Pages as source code
+---+

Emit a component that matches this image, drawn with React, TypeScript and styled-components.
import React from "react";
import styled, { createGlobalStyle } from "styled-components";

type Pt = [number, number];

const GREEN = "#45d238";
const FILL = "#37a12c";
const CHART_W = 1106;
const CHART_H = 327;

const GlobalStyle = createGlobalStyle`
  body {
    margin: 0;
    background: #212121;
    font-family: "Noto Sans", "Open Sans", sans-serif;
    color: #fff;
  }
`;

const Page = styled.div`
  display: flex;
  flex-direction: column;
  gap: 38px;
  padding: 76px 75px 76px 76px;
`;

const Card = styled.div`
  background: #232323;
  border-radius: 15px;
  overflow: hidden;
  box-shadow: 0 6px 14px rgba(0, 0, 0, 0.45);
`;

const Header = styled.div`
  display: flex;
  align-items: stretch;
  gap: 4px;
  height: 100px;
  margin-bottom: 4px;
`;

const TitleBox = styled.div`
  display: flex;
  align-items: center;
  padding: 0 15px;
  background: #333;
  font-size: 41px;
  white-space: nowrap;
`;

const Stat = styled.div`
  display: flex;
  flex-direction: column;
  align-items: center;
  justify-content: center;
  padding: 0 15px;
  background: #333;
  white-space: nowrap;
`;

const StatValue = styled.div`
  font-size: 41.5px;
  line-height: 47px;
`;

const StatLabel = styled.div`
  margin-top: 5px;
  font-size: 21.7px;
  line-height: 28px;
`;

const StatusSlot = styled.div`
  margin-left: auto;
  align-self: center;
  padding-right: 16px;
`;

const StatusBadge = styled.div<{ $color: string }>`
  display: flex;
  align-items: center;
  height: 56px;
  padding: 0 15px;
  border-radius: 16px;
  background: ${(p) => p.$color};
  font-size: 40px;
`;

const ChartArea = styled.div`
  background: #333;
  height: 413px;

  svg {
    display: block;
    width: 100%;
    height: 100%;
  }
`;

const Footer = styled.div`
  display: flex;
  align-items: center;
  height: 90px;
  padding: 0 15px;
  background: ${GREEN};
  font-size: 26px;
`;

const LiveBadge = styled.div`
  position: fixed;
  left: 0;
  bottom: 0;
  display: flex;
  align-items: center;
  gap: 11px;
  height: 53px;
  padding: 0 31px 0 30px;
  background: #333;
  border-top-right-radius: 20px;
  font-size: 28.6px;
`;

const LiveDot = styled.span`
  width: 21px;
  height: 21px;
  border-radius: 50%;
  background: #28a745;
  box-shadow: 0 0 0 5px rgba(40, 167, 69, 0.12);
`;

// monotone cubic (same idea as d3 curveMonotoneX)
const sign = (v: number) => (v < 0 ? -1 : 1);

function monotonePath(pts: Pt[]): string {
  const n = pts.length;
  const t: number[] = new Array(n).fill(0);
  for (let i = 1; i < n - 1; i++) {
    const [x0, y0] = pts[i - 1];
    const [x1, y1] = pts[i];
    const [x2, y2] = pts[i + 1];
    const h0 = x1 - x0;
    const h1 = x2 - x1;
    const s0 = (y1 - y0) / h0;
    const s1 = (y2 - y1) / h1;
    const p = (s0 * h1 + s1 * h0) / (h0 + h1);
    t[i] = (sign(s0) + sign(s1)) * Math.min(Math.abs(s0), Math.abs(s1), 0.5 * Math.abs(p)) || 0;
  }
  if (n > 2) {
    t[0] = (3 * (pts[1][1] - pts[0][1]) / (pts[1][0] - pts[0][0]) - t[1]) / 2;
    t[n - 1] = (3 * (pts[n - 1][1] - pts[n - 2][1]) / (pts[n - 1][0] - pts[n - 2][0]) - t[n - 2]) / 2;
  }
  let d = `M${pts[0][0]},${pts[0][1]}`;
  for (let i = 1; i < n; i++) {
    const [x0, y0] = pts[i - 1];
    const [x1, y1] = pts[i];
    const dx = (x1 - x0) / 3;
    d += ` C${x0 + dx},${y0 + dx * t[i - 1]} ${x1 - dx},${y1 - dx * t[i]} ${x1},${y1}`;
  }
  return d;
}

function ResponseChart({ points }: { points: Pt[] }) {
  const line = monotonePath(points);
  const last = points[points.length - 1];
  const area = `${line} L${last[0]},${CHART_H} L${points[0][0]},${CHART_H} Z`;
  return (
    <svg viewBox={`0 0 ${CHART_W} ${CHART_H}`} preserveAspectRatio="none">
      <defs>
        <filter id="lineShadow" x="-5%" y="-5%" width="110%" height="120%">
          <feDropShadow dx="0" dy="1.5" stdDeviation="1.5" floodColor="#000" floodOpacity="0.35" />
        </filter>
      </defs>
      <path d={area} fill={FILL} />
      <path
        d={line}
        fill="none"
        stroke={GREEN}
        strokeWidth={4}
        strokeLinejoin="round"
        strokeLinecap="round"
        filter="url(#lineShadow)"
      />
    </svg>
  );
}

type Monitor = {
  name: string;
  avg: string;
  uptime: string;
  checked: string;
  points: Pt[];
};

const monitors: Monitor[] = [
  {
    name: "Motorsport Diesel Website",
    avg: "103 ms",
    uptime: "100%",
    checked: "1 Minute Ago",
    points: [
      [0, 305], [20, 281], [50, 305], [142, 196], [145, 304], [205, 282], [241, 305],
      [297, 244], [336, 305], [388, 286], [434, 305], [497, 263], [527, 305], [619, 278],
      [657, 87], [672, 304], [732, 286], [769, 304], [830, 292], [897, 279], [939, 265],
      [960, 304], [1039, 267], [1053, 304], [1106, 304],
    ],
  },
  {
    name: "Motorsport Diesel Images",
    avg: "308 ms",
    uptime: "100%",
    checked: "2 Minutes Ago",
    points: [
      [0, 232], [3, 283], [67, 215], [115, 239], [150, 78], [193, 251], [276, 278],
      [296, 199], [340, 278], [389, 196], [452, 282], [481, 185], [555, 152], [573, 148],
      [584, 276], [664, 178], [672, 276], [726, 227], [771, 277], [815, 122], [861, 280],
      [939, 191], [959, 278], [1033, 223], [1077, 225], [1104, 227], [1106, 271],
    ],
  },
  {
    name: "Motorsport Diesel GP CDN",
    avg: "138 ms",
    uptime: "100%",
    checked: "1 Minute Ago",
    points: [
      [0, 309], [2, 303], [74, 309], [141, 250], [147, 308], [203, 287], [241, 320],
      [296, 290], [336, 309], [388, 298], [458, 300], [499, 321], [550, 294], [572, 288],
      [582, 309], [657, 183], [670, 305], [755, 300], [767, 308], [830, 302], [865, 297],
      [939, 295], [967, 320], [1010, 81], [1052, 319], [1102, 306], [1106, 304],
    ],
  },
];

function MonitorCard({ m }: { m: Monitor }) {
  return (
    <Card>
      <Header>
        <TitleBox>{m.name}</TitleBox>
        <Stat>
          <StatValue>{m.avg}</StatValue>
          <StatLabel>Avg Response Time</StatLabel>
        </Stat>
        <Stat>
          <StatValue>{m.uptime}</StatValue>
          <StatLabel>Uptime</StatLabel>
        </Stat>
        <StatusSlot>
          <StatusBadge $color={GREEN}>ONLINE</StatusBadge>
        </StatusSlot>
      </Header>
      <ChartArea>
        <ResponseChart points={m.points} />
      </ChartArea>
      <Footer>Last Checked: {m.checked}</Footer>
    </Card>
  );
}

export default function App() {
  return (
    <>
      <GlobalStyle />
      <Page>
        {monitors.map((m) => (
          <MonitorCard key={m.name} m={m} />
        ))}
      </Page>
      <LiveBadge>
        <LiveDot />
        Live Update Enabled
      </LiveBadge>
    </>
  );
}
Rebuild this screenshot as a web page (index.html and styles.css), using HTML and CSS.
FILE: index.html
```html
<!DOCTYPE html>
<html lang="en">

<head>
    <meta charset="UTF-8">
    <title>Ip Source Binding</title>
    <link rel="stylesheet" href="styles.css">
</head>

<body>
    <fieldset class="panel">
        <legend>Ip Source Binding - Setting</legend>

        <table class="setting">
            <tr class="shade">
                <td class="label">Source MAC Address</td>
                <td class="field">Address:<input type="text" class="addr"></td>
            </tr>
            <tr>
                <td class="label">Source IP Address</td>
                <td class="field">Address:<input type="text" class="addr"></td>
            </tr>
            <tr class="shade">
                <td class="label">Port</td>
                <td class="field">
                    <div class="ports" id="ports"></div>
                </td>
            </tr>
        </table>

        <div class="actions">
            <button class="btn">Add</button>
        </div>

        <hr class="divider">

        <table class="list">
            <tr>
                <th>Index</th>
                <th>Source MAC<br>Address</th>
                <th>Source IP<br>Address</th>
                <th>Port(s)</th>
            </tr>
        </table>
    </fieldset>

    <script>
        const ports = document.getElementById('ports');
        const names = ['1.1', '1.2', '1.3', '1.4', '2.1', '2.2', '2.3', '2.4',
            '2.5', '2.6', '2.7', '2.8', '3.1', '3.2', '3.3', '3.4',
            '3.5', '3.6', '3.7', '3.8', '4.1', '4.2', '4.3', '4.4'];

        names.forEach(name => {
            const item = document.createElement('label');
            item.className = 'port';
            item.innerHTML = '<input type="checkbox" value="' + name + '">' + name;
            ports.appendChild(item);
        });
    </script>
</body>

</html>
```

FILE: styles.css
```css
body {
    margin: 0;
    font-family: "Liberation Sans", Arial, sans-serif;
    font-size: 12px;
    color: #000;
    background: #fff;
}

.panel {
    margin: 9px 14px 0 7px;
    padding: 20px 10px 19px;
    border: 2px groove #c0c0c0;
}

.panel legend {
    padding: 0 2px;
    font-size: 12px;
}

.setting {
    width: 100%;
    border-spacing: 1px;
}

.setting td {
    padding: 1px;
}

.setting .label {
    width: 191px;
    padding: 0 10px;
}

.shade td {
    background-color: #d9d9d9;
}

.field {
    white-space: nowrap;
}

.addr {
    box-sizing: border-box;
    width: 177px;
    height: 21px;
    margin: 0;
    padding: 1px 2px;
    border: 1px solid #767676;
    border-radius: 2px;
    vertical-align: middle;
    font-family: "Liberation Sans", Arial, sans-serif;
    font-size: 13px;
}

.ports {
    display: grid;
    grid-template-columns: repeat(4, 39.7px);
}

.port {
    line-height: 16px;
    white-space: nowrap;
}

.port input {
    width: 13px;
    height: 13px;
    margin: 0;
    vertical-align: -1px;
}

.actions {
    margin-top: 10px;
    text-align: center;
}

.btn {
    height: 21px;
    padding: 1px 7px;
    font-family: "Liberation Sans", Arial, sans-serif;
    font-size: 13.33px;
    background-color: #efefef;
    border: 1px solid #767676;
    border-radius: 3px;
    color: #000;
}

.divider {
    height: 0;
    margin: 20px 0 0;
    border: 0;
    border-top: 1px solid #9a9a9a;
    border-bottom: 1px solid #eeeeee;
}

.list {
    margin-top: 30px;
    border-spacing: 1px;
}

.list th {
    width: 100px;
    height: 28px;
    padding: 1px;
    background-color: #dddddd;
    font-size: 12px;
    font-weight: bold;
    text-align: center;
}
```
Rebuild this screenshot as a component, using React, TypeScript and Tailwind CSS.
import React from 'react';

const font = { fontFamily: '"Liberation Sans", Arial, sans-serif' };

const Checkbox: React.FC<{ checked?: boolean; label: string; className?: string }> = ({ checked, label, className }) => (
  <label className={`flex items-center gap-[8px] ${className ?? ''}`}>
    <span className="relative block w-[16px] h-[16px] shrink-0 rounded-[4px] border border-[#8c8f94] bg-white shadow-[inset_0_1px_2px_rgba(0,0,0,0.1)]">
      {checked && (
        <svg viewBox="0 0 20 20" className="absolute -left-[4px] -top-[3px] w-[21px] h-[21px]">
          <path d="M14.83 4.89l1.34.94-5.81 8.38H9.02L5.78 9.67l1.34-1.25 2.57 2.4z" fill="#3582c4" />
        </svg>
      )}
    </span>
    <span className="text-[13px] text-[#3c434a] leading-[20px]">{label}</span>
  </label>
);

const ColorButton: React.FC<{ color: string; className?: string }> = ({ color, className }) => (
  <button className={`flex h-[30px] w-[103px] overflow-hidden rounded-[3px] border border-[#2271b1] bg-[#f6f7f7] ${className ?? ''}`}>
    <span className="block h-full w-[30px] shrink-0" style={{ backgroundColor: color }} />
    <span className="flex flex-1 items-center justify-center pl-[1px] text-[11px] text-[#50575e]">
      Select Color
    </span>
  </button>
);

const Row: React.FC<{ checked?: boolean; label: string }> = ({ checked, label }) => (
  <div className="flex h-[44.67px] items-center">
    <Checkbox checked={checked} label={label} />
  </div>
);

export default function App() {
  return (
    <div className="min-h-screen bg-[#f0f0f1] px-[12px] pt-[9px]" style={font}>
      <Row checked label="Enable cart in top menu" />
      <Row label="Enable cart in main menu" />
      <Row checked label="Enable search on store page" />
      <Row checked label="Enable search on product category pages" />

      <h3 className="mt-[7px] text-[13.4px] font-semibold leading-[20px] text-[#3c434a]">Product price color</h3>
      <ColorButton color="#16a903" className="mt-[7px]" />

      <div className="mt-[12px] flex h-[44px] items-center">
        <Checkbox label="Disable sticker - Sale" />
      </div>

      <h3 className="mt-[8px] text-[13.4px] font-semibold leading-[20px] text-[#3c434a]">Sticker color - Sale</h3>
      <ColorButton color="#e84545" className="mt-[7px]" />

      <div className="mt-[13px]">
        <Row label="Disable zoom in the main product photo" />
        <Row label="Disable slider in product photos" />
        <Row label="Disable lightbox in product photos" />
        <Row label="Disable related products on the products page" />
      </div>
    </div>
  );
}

+---+

Restate word for word only the lines running from the beginning of the data to the line holding "const CHART_H = 327;", both included.

Emit a component that matches this image, drawn with React, TypeScript and styled-components.
import React from "react";
import styled, { createGlobalStyle } from "styled-components";

type Pt = [number, number];

const GREEN = "#45d238";
const FILL = "#37a12c";
const CHART_W = 1106;
const CHART_H = 327;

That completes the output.